TO BE DONE — Which lines hold the word "this"? Copy each of them from the material.

DATA EXCERPTS —
====
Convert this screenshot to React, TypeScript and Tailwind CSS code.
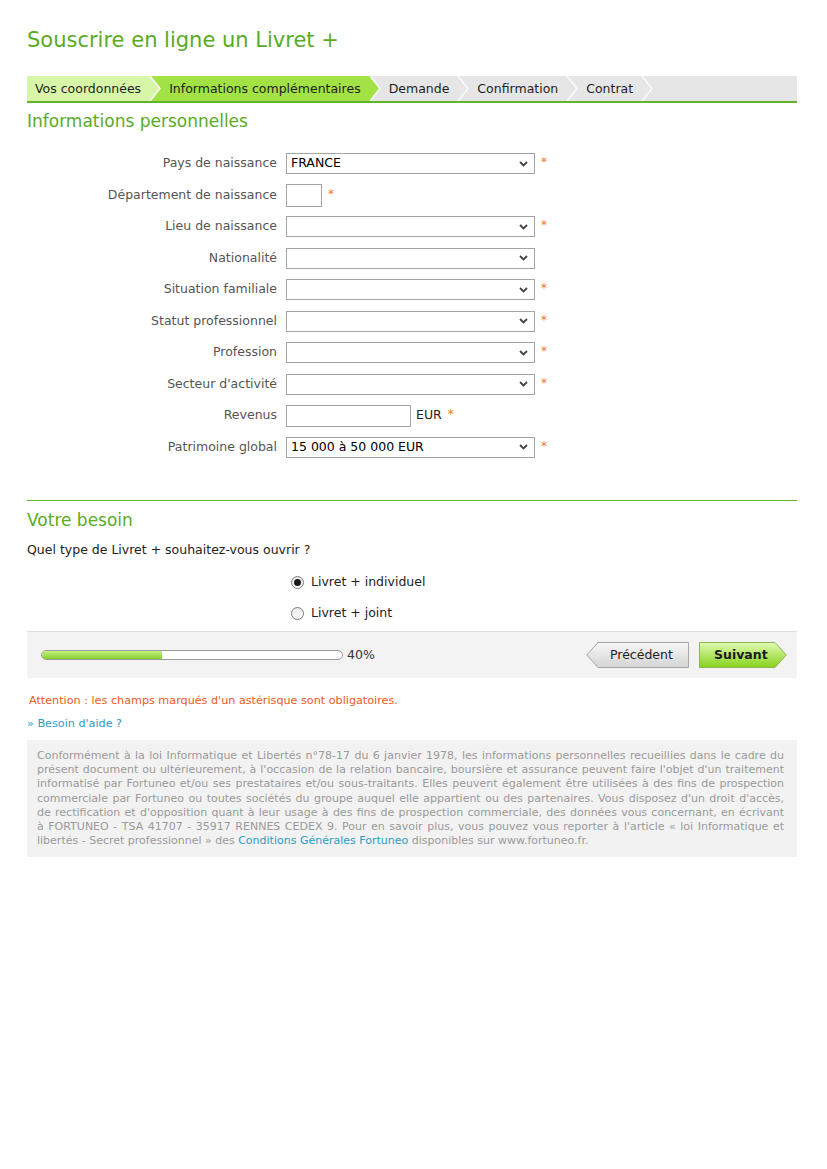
====
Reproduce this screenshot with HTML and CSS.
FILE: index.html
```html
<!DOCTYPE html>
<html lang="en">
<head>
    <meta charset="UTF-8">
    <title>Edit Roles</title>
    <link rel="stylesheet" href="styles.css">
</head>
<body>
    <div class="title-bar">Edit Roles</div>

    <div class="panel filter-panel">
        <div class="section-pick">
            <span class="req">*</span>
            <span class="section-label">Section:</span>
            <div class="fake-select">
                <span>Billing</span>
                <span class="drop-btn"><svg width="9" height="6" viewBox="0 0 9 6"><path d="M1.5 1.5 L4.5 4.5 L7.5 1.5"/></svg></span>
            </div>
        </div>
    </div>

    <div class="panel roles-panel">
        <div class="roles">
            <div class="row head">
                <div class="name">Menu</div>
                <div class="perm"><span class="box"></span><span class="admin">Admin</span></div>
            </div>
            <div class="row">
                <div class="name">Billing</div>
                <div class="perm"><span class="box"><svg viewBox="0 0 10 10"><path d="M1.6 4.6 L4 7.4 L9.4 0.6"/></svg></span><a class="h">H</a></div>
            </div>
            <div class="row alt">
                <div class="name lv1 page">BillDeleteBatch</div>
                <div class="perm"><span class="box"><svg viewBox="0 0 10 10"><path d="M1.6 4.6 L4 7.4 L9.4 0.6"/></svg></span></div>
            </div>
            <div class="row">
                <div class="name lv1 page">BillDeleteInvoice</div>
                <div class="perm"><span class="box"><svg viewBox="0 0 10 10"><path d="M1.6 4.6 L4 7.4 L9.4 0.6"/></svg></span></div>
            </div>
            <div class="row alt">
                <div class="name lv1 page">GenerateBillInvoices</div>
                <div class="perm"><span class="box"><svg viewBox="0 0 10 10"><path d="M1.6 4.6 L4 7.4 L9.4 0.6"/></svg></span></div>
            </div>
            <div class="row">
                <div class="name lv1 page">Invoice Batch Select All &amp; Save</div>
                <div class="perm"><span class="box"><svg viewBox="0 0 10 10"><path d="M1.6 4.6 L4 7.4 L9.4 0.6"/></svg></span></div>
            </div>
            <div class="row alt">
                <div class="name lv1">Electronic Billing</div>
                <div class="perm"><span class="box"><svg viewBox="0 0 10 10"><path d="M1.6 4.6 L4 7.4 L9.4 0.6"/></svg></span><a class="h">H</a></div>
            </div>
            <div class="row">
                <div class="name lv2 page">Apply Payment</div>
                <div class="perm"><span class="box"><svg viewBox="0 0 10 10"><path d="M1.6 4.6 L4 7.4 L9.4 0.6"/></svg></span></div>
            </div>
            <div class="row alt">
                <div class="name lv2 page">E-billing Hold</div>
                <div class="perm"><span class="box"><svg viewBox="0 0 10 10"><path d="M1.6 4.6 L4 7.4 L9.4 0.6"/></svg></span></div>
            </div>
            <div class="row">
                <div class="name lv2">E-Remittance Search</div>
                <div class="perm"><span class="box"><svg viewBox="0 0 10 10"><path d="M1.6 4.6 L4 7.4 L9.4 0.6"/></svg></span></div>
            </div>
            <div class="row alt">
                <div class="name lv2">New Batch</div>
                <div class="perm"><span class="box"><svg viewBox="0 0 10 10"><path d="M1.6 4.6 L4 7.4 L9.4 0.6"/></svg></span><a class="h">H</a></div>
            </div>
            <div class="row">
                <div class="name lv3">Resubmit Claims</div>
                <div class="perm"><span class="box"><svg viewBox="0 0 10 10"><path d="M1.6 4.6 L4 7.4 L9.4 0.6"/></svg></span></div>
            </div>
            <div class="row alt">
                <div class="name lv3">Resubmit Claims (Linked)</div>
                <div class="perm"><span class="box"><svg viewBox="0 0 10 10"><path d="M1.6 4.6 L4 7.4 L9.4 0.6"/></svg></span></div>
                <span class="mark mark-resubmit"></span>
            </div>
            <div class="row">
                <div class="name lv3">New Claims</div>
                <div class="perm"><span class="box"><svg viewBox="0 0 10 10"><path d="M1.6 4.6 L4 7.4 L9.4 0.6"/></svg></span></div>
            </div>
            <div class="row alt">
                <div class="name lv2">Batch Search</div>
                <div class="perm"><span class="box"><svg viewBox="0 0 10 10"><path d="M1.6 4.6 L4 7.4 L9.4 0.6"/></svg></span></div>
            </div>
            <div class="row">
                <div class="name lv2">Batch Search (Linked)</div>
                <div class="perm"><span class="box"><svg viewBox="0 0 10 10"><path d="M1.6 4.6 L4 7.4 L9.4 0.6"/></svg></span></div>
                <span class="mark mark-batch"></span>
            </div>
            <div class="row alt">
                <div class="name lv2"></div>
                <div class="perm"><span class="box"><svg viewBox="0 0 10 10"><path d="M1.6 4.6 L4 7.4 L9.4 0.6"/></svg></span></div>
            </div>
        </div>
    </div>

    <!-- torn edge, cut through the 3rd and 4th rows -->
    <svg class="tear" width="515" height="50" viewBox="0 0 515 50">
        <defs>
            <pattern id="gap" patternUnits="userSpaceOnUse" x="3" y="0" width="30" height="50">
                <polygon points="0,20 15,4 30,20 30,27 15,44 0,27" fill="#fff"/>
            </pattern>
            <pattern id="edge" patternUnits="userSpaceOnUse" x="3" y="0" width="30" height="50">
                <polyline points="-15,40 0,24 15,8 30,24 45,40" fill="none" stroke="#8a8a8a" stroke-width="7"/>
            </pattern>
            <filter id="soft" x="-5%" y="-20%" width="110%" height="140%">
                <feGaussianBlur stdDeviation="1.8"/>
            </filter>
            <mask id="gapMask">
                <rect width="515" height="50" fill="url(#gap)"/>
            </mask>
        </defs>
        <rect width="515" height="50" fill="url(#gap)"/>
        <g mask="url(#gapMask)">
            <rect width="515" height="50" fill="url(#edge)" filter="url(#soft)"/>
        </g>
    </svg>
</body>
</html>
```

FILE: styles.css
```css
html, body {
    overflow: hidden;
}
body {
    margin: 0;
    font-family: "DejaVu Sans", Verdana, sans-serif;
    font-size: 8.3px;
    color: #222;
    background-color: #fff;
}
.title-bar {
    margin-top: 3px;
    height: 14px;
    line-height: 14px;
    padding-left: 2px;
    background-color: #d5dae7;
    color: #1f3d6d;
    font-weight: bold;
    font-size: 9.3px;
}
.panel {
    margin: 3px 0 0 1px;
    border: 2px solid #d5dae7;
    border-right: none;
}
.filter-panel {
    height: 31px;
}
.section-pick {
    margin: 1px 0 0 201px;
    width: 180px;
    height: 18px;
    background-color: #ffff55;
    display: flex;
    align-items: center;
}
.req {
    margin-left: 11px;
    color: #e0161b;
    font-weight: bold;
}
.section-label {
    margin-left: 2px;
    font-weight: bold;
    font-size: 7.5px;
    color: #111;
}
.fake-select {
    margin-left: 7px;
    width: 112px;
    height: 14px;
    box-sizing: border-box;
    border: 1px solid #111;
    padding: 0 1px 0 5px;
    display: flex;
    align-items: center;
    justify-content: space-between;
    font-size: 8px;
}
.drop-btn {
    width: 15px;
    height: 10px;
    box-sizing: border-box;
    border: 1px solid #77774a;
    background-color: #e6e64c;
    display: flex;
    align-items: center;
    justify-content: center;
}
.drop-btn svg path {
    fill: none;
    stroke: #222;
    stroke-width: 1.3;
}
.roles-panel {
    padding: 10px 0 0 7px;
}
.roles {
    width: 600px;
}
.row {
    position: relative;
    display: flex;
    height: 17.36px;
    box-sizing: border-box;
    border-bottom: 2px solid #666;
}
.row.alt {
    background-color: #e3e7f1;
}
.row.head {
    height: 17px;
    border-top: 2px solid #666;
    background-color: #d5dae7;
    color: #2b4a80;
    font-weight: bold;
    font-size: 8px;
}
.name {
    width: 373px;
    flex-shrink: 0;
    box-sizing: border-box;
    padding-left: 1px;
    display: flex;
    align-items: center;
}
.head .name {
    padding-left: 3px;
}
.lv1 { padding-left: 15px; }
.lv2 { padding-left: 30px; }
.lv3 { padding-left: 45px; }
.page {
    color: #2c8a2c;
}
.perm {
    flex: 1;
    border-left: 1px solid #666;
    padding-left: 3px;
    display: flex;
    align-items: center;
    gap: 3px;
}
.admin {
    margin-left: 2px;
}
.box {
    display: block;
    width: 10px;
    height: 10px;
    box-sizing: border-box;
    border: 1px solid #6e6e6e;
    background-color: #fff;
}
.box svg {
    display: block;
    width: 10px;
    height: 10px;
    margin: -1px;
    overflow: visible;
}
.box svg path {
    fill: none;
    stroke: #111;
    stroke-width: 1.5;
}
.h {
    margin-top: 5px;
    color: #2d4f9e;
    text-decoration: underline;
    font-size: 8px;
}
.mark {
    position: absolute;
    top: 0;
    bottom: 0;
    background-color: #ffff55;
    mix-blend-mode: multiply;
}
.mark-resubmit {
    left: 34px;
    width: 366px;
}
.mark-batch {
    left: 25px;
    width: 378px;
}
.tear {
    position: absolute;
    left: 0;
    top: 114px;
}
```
====
ANSWER —
Convert this screenshot to React, TypeScript and Tailwind CSS code.
Reproduce this screenshot with HTML and CSS.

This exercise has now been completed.